Indeed, network agencies have stumbled on a strategy that allows them to have their cake and eat it too. Instead of merging an agency completely, they acquire a majority stake and leave the operating control to the target. Both JWT and Dentsu have adopted this practice in their recent acquisitions. “The idea is to buy the best for your client, and you can do so by collaborating with the best,” points out JWT’s Harris. “There is no need to impose oneself; it will never work.”
How does the new arrangement work, in practical terms? With Dentsu and Taproot, for instance, this translates as operational freedom for the latter. Taproot can pitch for accounts independently, but whenever a client wants integrated solutions the two will go for common pitches. Back-end functions such as finance, administration and human resources are common as well. “In the communication business, talent is the biggest asset. It would be foolish on the part of the acquirer to impose its philosophies on the acquired,” says Rohit Ohri, executive chairman, Dentsu. Taproot’s founding partner and COO Santosh Padhi points out that the agency had been approached several times by venture capital firms. “But we didn’t want money, we wanted access to clients. With Dentsu, we have that as well as the freedom to work in our own system.”

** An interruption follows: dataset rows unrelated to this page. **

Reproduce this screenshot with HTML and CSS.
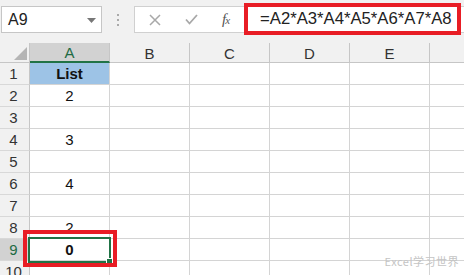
FILE: index.html
```html
<!DOCTYPE html>
<html>
<head>
<meta charset="utf-8">
<link rel="stylesheet" href="styles.css">
</head>
<body>
<div class="app">
  <div class="toolbar">
    <div class="namebox">
      <span class="name">A9</span>
      <svg class="caret" width="9" height="5" viewBox="0 0 9 5"><polygon points="0,0 9,0 4.5,5" fill="#777"/></svg>
    </div>
    <div class="grip">
      <svg width="3" height="12" viewBox="0 0 3 12"><rect x="0" y="0" width="2" height="2" fill="#aaa"/><rect x="0" y="5" width="2" height="2" fill="#aaa"/><rect x="0" y="10" width="2" height="2" fill="#aaa"/></svg>
    </div>
    <div class="formulabar">
      <div class="fbtns">
        <svg width="12" height="12" viewBox="0 0 12 12"><path d="M1 1 L11 11 M11 1 L1 11" stroke="#a8a8a8" stroke-width="1.5" fill="none"/></svg>
        <svg width="13" height="11" viewBox="0 0 13 11"><path d="M1 5.5 L4.5 9.5 L12 1" stroke="#a8a8a8" stroke-width="1.8" fill="none"/></svg>
        <span class="fx"><i>f</i><i class="x">x</i></span>
      </div>
      <div class="formula">=A2*A3*A4*A5*A6*A7*A8</div>
    </div>
  </div>
  <div class="sheet">
    <div class="grid">
      <div class="corner"><svg width="13" height="13" viewBox="0 0 13 13"><polygon points="13,0 13,13 0,13" fill="#b5b5b5"/></svg></div>
      <div class="ch sel">A</div>
      <div class="ch">B</div>
      <div class="ch">C</div>
      <div class="ch">D</div>
      <div class="ch">E</div>
      <div class="ch"></div>

      <div class="rh">1</div><div class="c title">List</div><div class="c"></div><div class="c"></div><div class="c"></div><div class="c"></div><div class="c"></div>
      <div class="rh">2</div><div class="c">2</div><div class="c"></div><div class="c"></div><div class="c"></div><div class="c"></div><div class="c"></div>
      <div class="rh">3</div><div class="c"></div><div class="c"></div><div class="c"></div><div class="c"></div><div class="c"></div><div class="c"></div>
      <div class="rh">4</div><div class="c">3</div><div class="c"></div><div class="c"></div><div class="c"></div><div class="c"></div><div class="c"></div>
      <div class="rh">5</div><div class="c"></div><div class="c"></div><div class="c"></div><div class="c"></div><div class="c"></div><div class="c"></div>
      <div class="rh">6</div><div class="c">4</div><div class="c"></div><div class="c"></div><div class="c"></div><div class="c"></div><div class="c"></div>
      <div class="rh">7</div><div class="c"></div><div class="c"></div><div class="c"></div><div class="c"></div><div class="c"></div><div class="c"></div>
      <div class="rh">8</div><div class="c">2</div><div class="c"></div><div class="c"></div><div class="c"></div><div class="c"></div><div class="c"></div>
      <div class="rh sel">9</div><div class="c bold">0</div><div class="c"></div><div class="c"></div><div class="c"></div><div class="c"></div><div class="c"></div>
      <div class="rh">10</div><div class="c"></div><div class="c"></div><div class="c"></div><div class="c"></div><div class="c"></div><div class="c"></div>
    </div>
    <div class="selection"><span class="handle"></span></div>
    <div class="mark"></div>
  </div>
  <div class="watermark">Excel学习世界</div>
</div>
</body>
</html>
```

FILE: styles.css
```css
html, body {
  margin: 0;
  padding: 0;
}
body {
  background: #ffffff;
  font-family: "Liberation Sans", Arial, sans-serif;
}
.app {
  position: relative;
  width: 464px;
  height: 275px;
  overflow: hidden;
  background: #ffffff;
}
.toolbar {
  height: 43px;
  box-sizing: border-box;
  background: #f1f1f1;
  display: flex;
  align-items: flex-start;
  padding: 6px 0 0 1px;
}
.namebox {
  width: 101px;
  height: 27px;
  box-sizing: border-box;
  background: #fff;
  border: 1px solid #c6c6c6;
  display: flex;
  align-items: center;
  justify-content: space-between;
  padding: 0 5px 0 6px;
}
.name {
  font-size: 16px;
  color: #222;
}
.caret {
  margin-top: 1px;
}
.grip {
  width: 32px;
  height: 27px;
  display: flex;
  align-items: center;
  justify-content: center;
}
.formulabar {
  flex: 1;
  height: 27px;
  background: #fff;
  border: 1px solid #d0d0d0;
  border-right: none;
  box-sizing: border-box;
  display: flex;
  align-items: center;
}
.fbtns {
  width: 109px;
  display: flex;
  align-items: center;
  gap: 24px;
  padding-left: 14px;
  box-sizing: border-box;
}
.fx {
  font-family: "Liberation Serif", "Times New Roman", serif;
  font-size: 15px;
  color: #555;
  letter-spacing: -1px;
}
.fx .x {
  font-size: 11px;
}
.formula {
  margin: -4px 3px -3px 0;
  height: 32px;
  flex: 1;
  box-sizing: border-box;
  border: 4px solid #e81d25;
  background: #fff;
  display: flex;
  align-items: center;
  padding-left: 12px;
  font-size: 16.7px;
  color: #222;
  white-space: nowrap;
}
.sheet {
  position: relative;
}
.grid {
  display: grid;
  grid-template-columns: 30px repeat(6, 80px);
  grid-template-rows: 20px repeat(10, 22px);
}
.corner {
  background: #f1f1f1;
  border-right: 1px solid #c6c6c6;
  border-bottom: 1px solid #c6c6c6;
  box-sizing: border-box;
  display: flex;
  align-items: flex-end;
  justify-content: flex-end;
  padding: 0 2px 2px 0;
}
.ch {
  background: #f1f1f1;
  border-right: 1px solid #c6c6c6;
  border-bottom: 1px solid #c6c6c6;
  box-sizing: border-box;
  display: flex;
  align-items: center;
  justify-content: center;
  font-size: 15px;
  color: #333;
  padding-top: 1px;
}
.ch.sel {
  background: #d2d2d2;
  color: #1e6b44;
  border-bottom: 2px solid #217346;
}
.rh {
  background: #f1f1f1;
  border-right: 1px solid #c6c6c6;
  border-bottom: 1px solid #d8d8d8;
  box-sizing: border-box;
  display: flex;
  align-items: center;
  justify-content: center;
  font-size: 15px;
  color: #333;
  padding-right: 2px;
}
.rh.sel {
  background: #d2d2d2;
  color: #1e6b44;
}
.c {
  border-right: 1px solid #d4d4d4;
  border-bottom: 1px solid #d4d4d4;
  box-sizing: border-box;
  display: flex;
  align-items: center;
  justify-content: center;
  font-size: 15px;
  color: #111;
}
.c.title {
  background: #9dc3e6;
  font-weight: bold;
}
.c.bold {
  font-weight: bold;
}
.selection {
  position: absolute;
  left: 28px;
  top: 194px;
  width: 83px;
  height: 26px;
  box-sizing: border-box;
  border: 2px solid #217346;
}
.handle {
  position: absolute;
  right: -4px;
  bottom: -4px;
  width: 5px;
  height: 5px;
  background: #217346;
  border: 1px solid #fff;
}
.mark {
  position: absolute;
  left: 23px;
  top: 187px;
  width: 94px;
  height: 37px;
  box-sizing: border-box;
  border: 4px solid #e81d25;
}
.watermark {
  position: absolute;
  right: 5px;
  bottom: 6px;
  font-family: "Noto Sans CJK SC", sans-serif;
  font-size: 11px;
  color: #c4c4c4;
  letter-spacing: 0.5px;
}
```
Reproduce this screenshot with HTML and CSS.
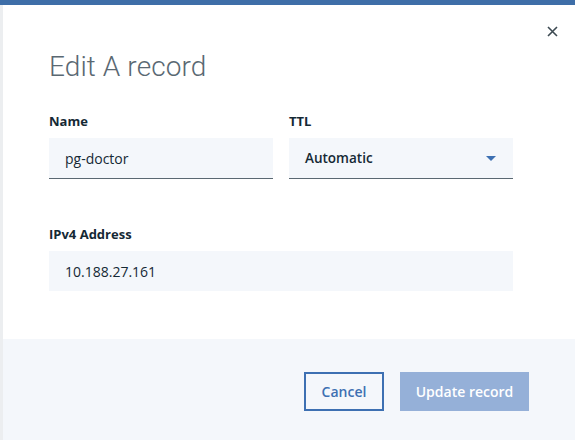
FILE: index.html
```html
<!DOCTYPE html>
<html>
<head>
<meta charset="utf-8">
<link rel="stylesheet" href="styles.css">
</head>
<body>
<div class="topbar"></div>
<div class="frame">
  <div class="modal">
    <div class="modal-body">
      <button class="close" aria-label="Close">
        <svg width="11" height="11" viewBox="0 0 11 11"><path d="M1 1 L10 10 M10 1 L1 10" stroke="#3d4a52" stroke-width="1.6" fill="none"/></svg>
      </button>
      <h1 class="title">Edit A record</h1>
      <div class="row">
        <div class="field">
          <label class="label">Name</label>
          <div class="input underlined">pg-doctor</div>
        </div>
        <div class="field">
          <label class="label">TTL</label>
          <div class="input underlined select">
            <span class="select-text">Automatic</span>
            <svg class="caret" width="10" height="5" viewBox="0 0 10 5"><path d="M0 0 L10 0 L5 5 Z" fill="#3d70b2"/></svg>
          </div>
        </div>
      </div>
      <div class="field wide">
        <label class="label">IPv4 Address</label>
        <div class="input">10.188.27.161</div>
      </div>
    </div>
    <div class="footer">
      <button class="btn secondary">Cancel</button>
      <button class="btn primary">Update record</button>
    </div>
  </div>
</div>
</body>
</html>
```
FILE: styles.css
```css
* { box-sizing: border-box; }
html, body { margin: 0; padding: 0; }
body {
  width: 575px;
  height: 440px;
  overflow: hidden;
  background: #fff;
  font-family: "Open Sans", "Noto Sans", sans-serif;
  color: #152935;
}
.topbar { height: 5px; background: #3e6ea8; }
.frame {
  display: flex;
  height: 435px;
  border-left: 3px solid #eceef0;
}
.modal {
  flex: 1;
  display: flex;
  flex-direction: column;
}
.modal-body {
  position: relative;
  height: 334px;
  padding: 46px 0 0 46px;
}
.close {
  position: absolute;
  top: 15px;
  right: 12px;
  width: 22px;
  height: 22px;
  padding: 0;
  border: 0;
  background: transparent;
  display: flex;
  align-items: center;
  justify-content: center;
}
.title {
  margin: 0;
  font-family: Roboto, sans-serif;
  font-weight: 300;
  font-size: 28px;
  line-height: 32px;
  color: #5a6872;
  letter-spacing: 0.1px;
}
.row {
  display: flex;
  gap: 16px;
  margin-top: 29px;
}
.field { width: 224px; display: flex; flex-direction: column; }
.field.wide { width: 464px; margin-top: 46px; }
.label {
  font-size: 13px;
  font-weight: 700;
  line-height: 18px;
  color: #152935;
  margin-bottom: 8px;
}
.input {
  height: 40px;
  background: #f4f7fb;
  padding: 0 16px;
  display: flex;
  align-items: center;
  font-size: 14px;
  color: #152935;
}
.input.underlined { height: 41px; border-bottom: 1px solid #5a6872; }
.select { justify-content: space-between; padding-right: 17px; }
.select-text { font-weight: 600; font-size: 13.5px; }
.caret { display: block; }
.footer {
  flex: 1;
  background: #f4f7fb;
  display: flex;
  justify-content: flex-end;
  align-items: flex-start;
  gap: 16px;
  padding: 33px 46px 0 0;
}
.btn {
  height: 39px;
  font-family: "Open Sans", "Noto Sans", sans-serif;
  font-size: 14px;
  font-weight: 600;
  border: 0;
  padding: 0;
}
.btn.secondary {
  width: 80px;
  background: transparent;
  border: 2px solid #3d70b2;
  color: #3d70b2;
}
.btn.primary {
  width: 129px;
  background: #95b0d8;
  color: #fff;
}
```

Harris agrees, saying he’s not sure whether bringing all services under one umbrella is really required. “If we have a great idea, we will use Hungama to interpret the idea digitally and Encompass to take it forward in the activation space. But I don’t see the need to bring them under one P&L. All specialist companies want to be independent,” he says.
Harris’ boss, WPP chairman Martin Sorrell, had once famously remarked: “the toothpaste is already out of the tube” when asked about financial integration of specialised agencies under a single umbrella. To take that analogy a little further, Indian advertising agencies have found that scooping up the paste and putting it in another container can be a simple, yet effective solution.